If the pass-catcher blocks, the safeties come down and play the run. However, if he comes off the line of scrimmage and runs a route, then they are summoned to cover him in most cases.
There are defenses that have built-in rules for the latter situation, such as the safety picking up the tight end after a specific distance is covered. In Quarters, the cornerback traditionally has a pure, man-coverage assignment on the widest receiver, who is labeled No. 1. From there, the linebackers play zone coverage underneath, covering the flats and seam.
There are many variations of Quarters coverage, such as pattern reading, but what makes it so popular is that with one call before the snap, the defensive backfield can rotate and become a completely different coverage.
For example, a call is made by a safety to change the coverage to Man-Free. Man-Free coverage features a safety rotating down into the box, which is easily done from a coverage like Quarters that starts off with two deep safeties.
Subsequently, the free safety plays zone in the middle of the field. The only other change that is made is that it becomes man coverage when the linebackers and strong safety (who is now in the box) become man defenders.
Man-Free, when executed properly, is one of the best coverages in the league, along with Quarters. The reason is it accounts for all potential deep threats while also having enough defenders in the box to handle the opposition's running game.

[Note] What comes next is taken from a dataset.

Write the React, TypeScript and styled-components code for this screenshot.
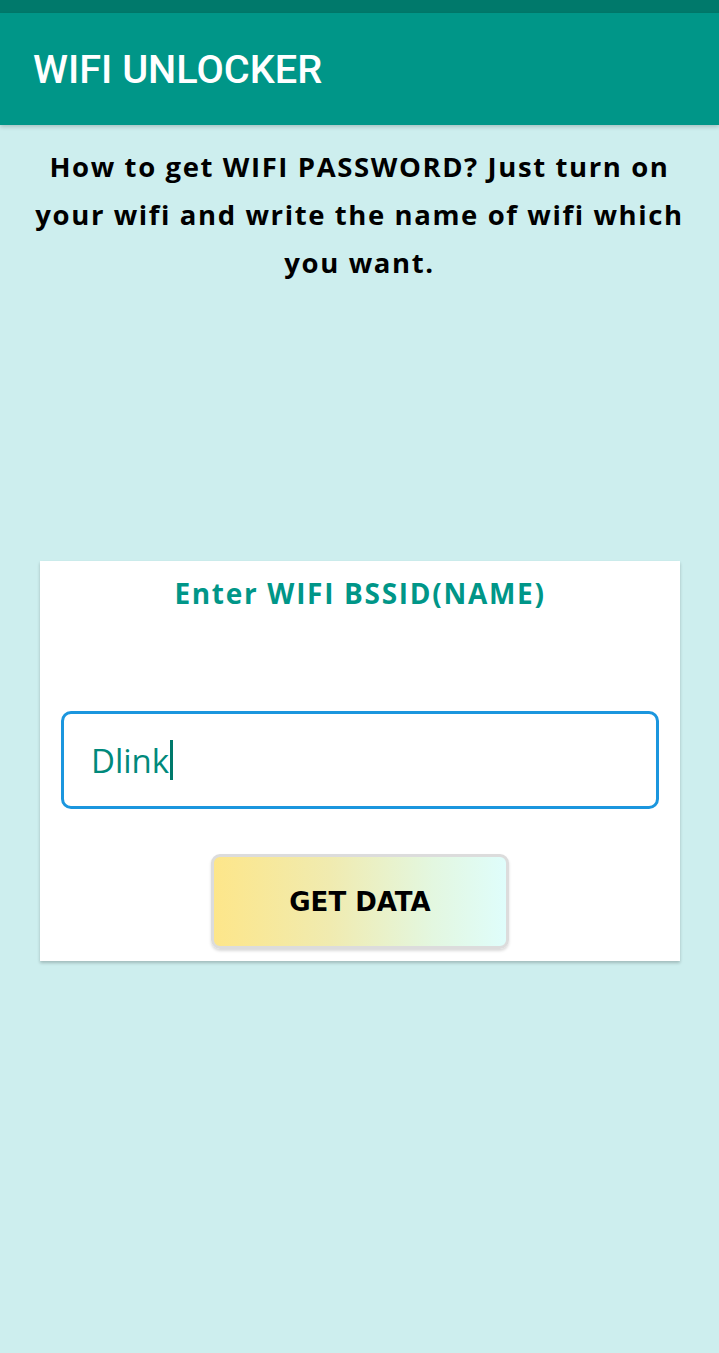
import React from "react";
import styled, { createGlobalStyle } from "styled-components";

const Global = createGlobalStyle`
  html, body { margin: 0; padding: 0; }
  body { background: #cdeeee; }
  #root { min-height: 1353px; }
`;

const Page = styled.div`
  min-height: 1353px;
  background: #cdeeee;
  display: flex;
  flex-direction: column;
`;

const StatusBar = styled.div`
  height: 13px;
  background: #00796b;
`;

const AppBar = styled.header`
  height: 112px;
  background: #009688;
  display: flex;
  align-items: center;
  padding: 0 33px;
  box-shadow: 0 2px 4px rgba(0, 0, 0, 0.18);
  position: relative;
  z-index: 1;
`;

const AppTitle = styled.h1`
  margin: 0;
  font-family: Roboto, "Liberation Sans", sans-serif;
  font-weight: 500;
  font-size: 39.7px;
  color: #ffffff;
  letter-spacing: 0;
`;

const Intro = styled.p`
  margin: 18px 30px 0;
  font-family: "Open Sans", "DejaVu Sans", sans-serif;
  font-weight: 700;
  font-size: 27.5px;
  line-height: 48px;
  color: #000;
  text-align: center;
  letter-spacing: 1.6px;
`;

const Card = styled.section`
  margin: 274px 39px 0 40px;
  height: 400px;
  background: #fff;
  box-shadow: 0 2px 3px rgba(0, 0, 0, 0.22);
  display: flex;
  flex-direction: column;
  align-items: center;
  padding: 14px 21px 0;
  box-sizing: border-box;
`;

const CardTitle = styled.h2`
  margin: 0;
  font-family: "Open Sans", "DejaVu Sans", sans-serif;
  font-weight: 700;
  font-size: 28px;
  line-height: 36px;
  color: #009688;
  letter-spacing: 1.7px;
`;

const InputBox = styled.div`
  margin-top: 100px;
  align-self: stretch;
  height: 98px;
  box-sizing: border-box;
  border: 3px solid #1b96de;
  border-radius: 10px;
  display: flex;
  align-items: center;
  padding: 0 27px;
`;

const InputText = styled.span`
  font-family: "Open Sans", Roboto, sans-serif;
  font-size: 33px;
  color: #00897b;
  display: flex;
  align-items: center;
`;

const Caret = styled.span`
  display: inline-block;
  width: 3px;
  height: 40px;
  background: #00796b;
  margin-left: 1px;
`;

const Button = styled.button`
  margin-top: 45px;
  width: 298px;
  height: 95px;
  box-sizing: border-box;
  border: 3px solid #dcdcdc;
  border-radius: 9px;
  background: linear-gradient(90deg, #fde68a 0%, #f0ebb0 40%, #e3f7e0 75%, #dffdfb 100%);
  box-shadow: 0 2px 3px rgba(0, 0, 0, 0.15);
  font-family: "DejaVu Sans", Verdana, sans-serif;
  font-weight: 700;
  font-size: 26px;
  color: #000;
  cursor: pointer;
`;

export default function App() {
  return (
    <Page>
      <Global />
      <StatusBar />
      <AppBar>
        <AppTitle>WIFI UNLOCKER</AppTitle>
      </AppBar>
      <Intro>
        How to get WIFI PASSWORD? Just turn on your wifi and write the name of wifi which you want.
      </Intro>
      <Card>
        <CardTitle>Enter WIFI BSSID(NAME)</CardTitle>
        <InputBox>
          <InputText>
            Dlink
            <Caret />
          </InputText>
        </InputBox>
        <Button>GET DATA</Button>
      </Card>
    </Page>
  );
}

As one can see, there's not one way to play defense.
If a defensive coordinator tries to win games by relying on a single front or coverage, he's likely to fail miserably because offensive coordinators adjust in-game to what they see and can pick the coverage apart.
Each front, package and coverage has a weakness, which has forced play-callers to rely on multiplicity to assemble an effective defense. This multiplicity comes from an integration of several packages such as the 3-4 and 4-3 fronts, nickel and dime packages and various coverage concepts.
Defenses will have to continue evolving to stay one step ahead of offenses and provide exotic looks that make them reconsider their responsibilities and assignments prior to the snap.